都部

ヴィジットの都部のレビュー・感想・評価

ヴィジット(2015年製作の映画)
4.1
最新作の『OLD』が中指を立てざるを得ない出来だったので戦々恐々でしたが、本作は非常に好みかつ面白い作品でしたね。

疎遠がちな祖父母夫妻の元へと帰省する兄弟達は、母と祖父母の和解を題材にドキュメンタリー映画を撮ろうと画策する──という筋書きから本作には一定のメタ構造が張られることを想像するのは容易なのですが、このメタを扱っての作品のテンションの操作が非常に巧み。

たとえば 今にも何かが起きそうな不穏な雰囲気が漂う画面になったかと思えば『撮影の為に姉がそれっぽいシーンを撮ってました』などの緊張からの緩和を上手く織り込んだ梯子外しの笑いが挿入され、かと思えば姉弟が意図しない本当に何かが起きそうな不穏なシーンが始まったりと観客の弄び方が絶妙なんですよね。

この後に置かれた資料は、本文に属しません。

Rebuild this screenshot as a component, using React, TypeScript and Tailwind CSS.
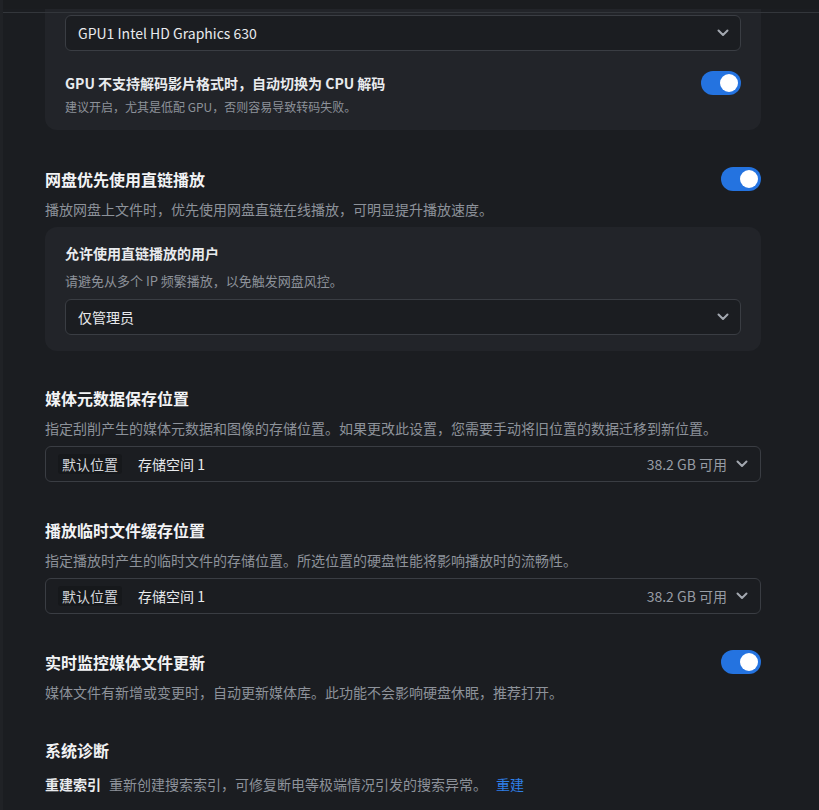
import React from "react";

const Chevron = () => (
  <svg width="12" height="8" viewBox="0 0 12 8" fill="none" stroke="#a3a8b0" strokeWidth="2" strokeLinecap="round" strokeLinejoin="round">
    <path d="M1.5 1.5L6 6l4.5-4.5" />
  </svg>
);

const Toggle = () => (
  <div className="w-[40px] h-[24px] rounded-full bg-[#2473e0] flex items-center justify-end pr-[3px] shrink-0">
    <div className="w-[18px] h-[18px] rounded-full bg-white" />
  </div>
);

const Dropdown = ({ text }: { text: string }) => (
  <div className="h-[36px] rounded-[6px] border border-[#3a3d43] bg-[#1b1d21] flex items-center justify-between pl-[12px] pr-[11px]">
    <span className="text-[14px] text-[#e8eaed]">{text}</span>
    <Chevron />
  </div>
);

const StorageSelect = () => (
  <div className="h-[36px] rounded-[6px] border border-[#3a3d43] bg-[#1b1d21] flex items-center justify-between pl-[12px] pr-[12px]">
    <div className="flex items-center gap-[16px]">
      <span className="px-[4px] h-[20px] leading-[20px] rounded-[3px] bg-[#16181b] text-[14px] text-[#d2d5da]">默认位置</span>
      <span className="text-[14px] text-[#e8eaed]">存储空间 1</span>
    </div>
    <div className="flex items-center gap-[9px]">
      <span className="text-[14px] text-[#979ca4]">38.2 GB 可用</span>
      <Chevron />
    </div>
  </div>
);

const Heading = ({ title, toggle }: { title: string; toggle?: boolean }) => (
  <div className="h-[24px] flex items-center justify-between">
    <span className="text-[16px] font-bold text-[#f2f3f5]">{title}</span>
    {toggle && <Toggle />}
  </div>
);

const Desc = ({ children }: { children: React.ReactNode }) => (
  <div className="mt-[8px] h-[20px] leading-[20px] text-[14px] text-[#8d929a]">{children}</div>
);

export default function App() {
  return (
    <div
      className="relative w-[819px] h-[810px] overflow-hidden bg-[#1b1d21] flex"
      style={{ fontFamily: '"Noto Sans CJK SC", "Noto Sans", sans-serif' }}
    >
      <div className="w-[3px] shrink-0 bg-[#202226]" />
      <div className="flex-1 flex flex-col">
        <div className="h-[9px] shrink-0 bg-[#1a1c1f]" />
        <div className="pl-[42px] w-[758px] flex flex-col">
          {/* GPU card (scrolled) */}
          <div className="rounded-b-[12px] bg-[#222429] px-[20px] pt-[6px] pb-[14px]">
            <Dropdown text="GPU1 Intel HD Graphics 630" />
            <div className="mt-[20px] h-[24px] flex items-center justify-between">
              <span className="text-[14px] font-bold text-[#e9ebee]">GPU 不支持解码影片格式时，自动切换为 CPU 解码</span>
              <Toggle />
            </div>
            <div className="mt-[3px] h-[18px] leading-[18px] text-[12px] text-[#8d929a]">建议开启，尤其是低配 GPU，否则容易导致转码失败。</div>
          </div>

          {/* 网盘直链 */}
          <div className="mt-[37px]">
            <Heading title="网盘优先使用直链播放" toggle />
            <Desc>播放网盘上文件时，优先使用网盘直链在线播放，可明显提升播放速度。</Desc>
            <div className="mt-[8px] rounded-[12px] bg-[#222429] px-[20px] pt-[16px] pb-[16px]">
              <div className="h-[20px] leading-[20px] text-[14px] font-bold text-[#e9ebee]">允许使用直链播放的用户</div>
              <div className="mt-[8px] h-[20px] leading-[20px] text-[13px] text-[#8d929a]">请避免从多个 IP 频繁播放，以免触发网盘风控。</div>
              <div className="mt-[8px]">
                <Dropdown text="仅管理员" />
              </div>
            </div>
          </div>

          {/* 媒体元数据 */}
          <div className="mt-[35px]">
            <Heading title="媒体元数据保存位置" />
            <Desc>指定刮削产生的媒体元数据和图像的存储位置。如果更改此设置，您需要手动将旧位置的数据迁移到新位置。</Desc>
            <div className="mt-[8px]">
              <StorageSelect />
            </div>
          </div>

          {/* 播放临时文件 */}
          <div className="mt-[36px]">
            <Heading title="播放临时文件缓存位置" />
            <Desc>指定播放时产生的临时文件的存储位置。所选位置的硬盘性能将影响播放时的流畅性。</Desc>
            <div className="mt-[8px]">
              <StorageSelect />
            </div>
          </div>

          {/* 实时监控 */}
          <div className="mt-[36px]">
            <Heading title="实时监控媒体文件更新" toggle />
            <Desc>媒体文件有新增或变更时，自动更新媒体库。此功能不会影响硬盘休眠，推荐打开。</Desc>
          </div>

          {/* 系统诊断 */}
          <div className="mt-[36px]">
            <Heading title="系统诊断" />
            <div className="mt-[12px] h-[20px] flex items-center text-[14px]">
              <span className="font-bold text-[#e9ebee]">重建索引</span>
              <span className="ml-[8px] text-[#8d929a]">重新创建搜索索引，可修复断电等极端情况引发的搜索异常。</span>
              <span className="ml-[9px] text-[#2f7fe6]">重建</span>
            </div>
          </div>
        </div>
      </div>
      <div className="absolute left-[3px] right-0 top-[12px] h-px bg-[#33363b]" />
    </div>
  );
}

ホラー映画で多用される直接的で場当たり的な恐怖を描くのではなく、祖父母夫妻の家で起きる明らかな異変の数々のエスカレートが恐怖の姿形を段々と克明にしていくという、そうした恐怖を蓄積するような熟成形式の構成を90分の映画ながら展開にメリハリを効かせて器用に熟しているので非常に面白い。

また本作は主人公である姉弟の成長の物語としても上々のそれで、些かその形が直接的である過ぎるきらいはあるものの直面する恐怖と過去のトラウマが重なり、本作の恐怖を乗り越えることが過去のトラウマを払拭する為の禊とも言える話で、ジュブナイルとしてこの率直さはむしろ高評価のそれでした。
何より姉弟が等身大の子供として愛らしく、その本作を通しての成長を喜ばしく思える対象として確立されているのも大きかったですね。